Opinion: Biden is starting to sound like Trump

File photo by Patrick Semansky of The Associated Press / President Joe Biden speaks in support of changing the Senate filibuster rules to ensure the right to vote is defended at Atlanta University Center Consortium on the grounds of Morehouse College and Clark Atlanta University on Jan. 11, 2022, in Atlanta.
File photo by Patrick Semansky of The Associated Press / President Joe Biden speaks in support of changing the Senate filibuster rules to ensure the right to vote is defended at Atlanta University Center Consortium on the grounds of Morehouse College and Clark Atlanta University on Jan. 11, 2022, in Atlanta.

Not only has President Joe Biden failed to fulfill his promise to unite a broken nation, his rhetoric is now actively contributing to our divide. The president must watch his tone. He's starting to sound like the man he replaced.

In an angry, rambling rant in Georgia last week, Biden suggested those Americans who oppose the Democratic drive to strip states of their constitutional right to run their own elections are racists and segregationists.

His speech not only distorted the facts about Georgia's voter integrity law, it compared it to Jim Crow-era policies, and likened its supporters to Confederates who want to tear down our democracy.

It was delivered in the same confrontational cadence as the president's address commemorating the anniversary of the Jan. 6 Capitol riot.

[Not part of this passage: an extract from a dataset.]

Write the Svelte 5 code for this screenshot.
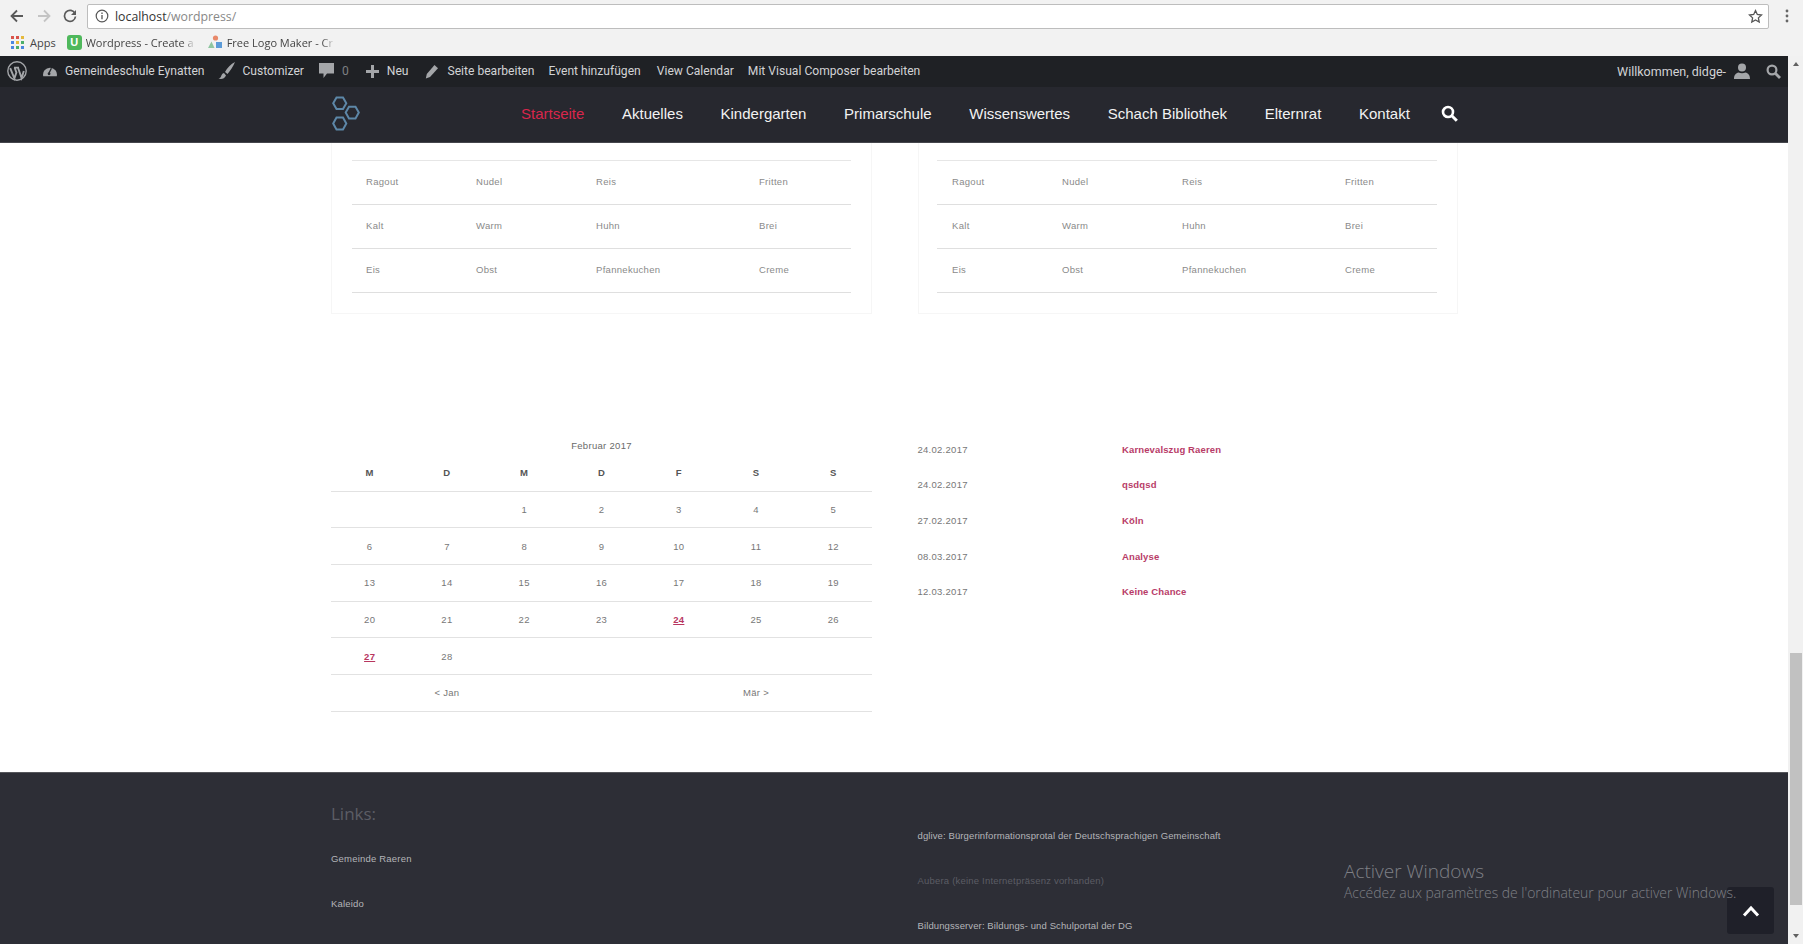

The Atlanta speech has been widely criticized for both its content and its tone. Senate Minority Leader Mitch McConnell said of his old friend and colleague, "I did not recognize the man at the podium," adding that Biden's remarks were incoherent.

Another former Senate colleague, Illinois Sen. Dick Durbin, a Democrat, conceded, "Perhaps the president went a little too far in his rhetoric," before defending the sentiment of his remarks. For that mild rebuke, Durbin has drawn the ire of fellow Democrats, including Rep. Jim Clyburn of South Carolina.

How's that for unifying the country?

Biden's remarks fit into his administration's view of its opponents. Last year his Justice Department agreed to investigate some parents who protested COVID mandates, after a national school board group likened them to domestic terrorists.

Post Donald Trump, the nation needed a period of calm and healing. Biden promised to bring that. Instead, he's committed himself to passing the most contentious policies with the barest of Democratic majorities in Congress.

His promise of being the president for all Americans now leaves out the roughly half of voters who disagree with the radical transformation Democrats are trying to force on the nation.

Instead of recognizing the country's sharp differences and working toward bipartisan compromise, Biden, in classic Trump fashion, is demonizing his opponents with defamatory labels and outright lies.

Fact-checkers noted a number of false claims made by Biden about Georgia's voting law. And yet the president continues to repeat them.

Distortion is no way to build trust in what Democrats are attempting to do with their federal voting bill.

A year into his presidency, Biden sounds more like Trump than he does the unifier he promised America.

He should mind his tone, and when he speaks, he should speak to all of America with respect.

Had voters wanted bluster and hateful rhetoric, they would have kept the other guy.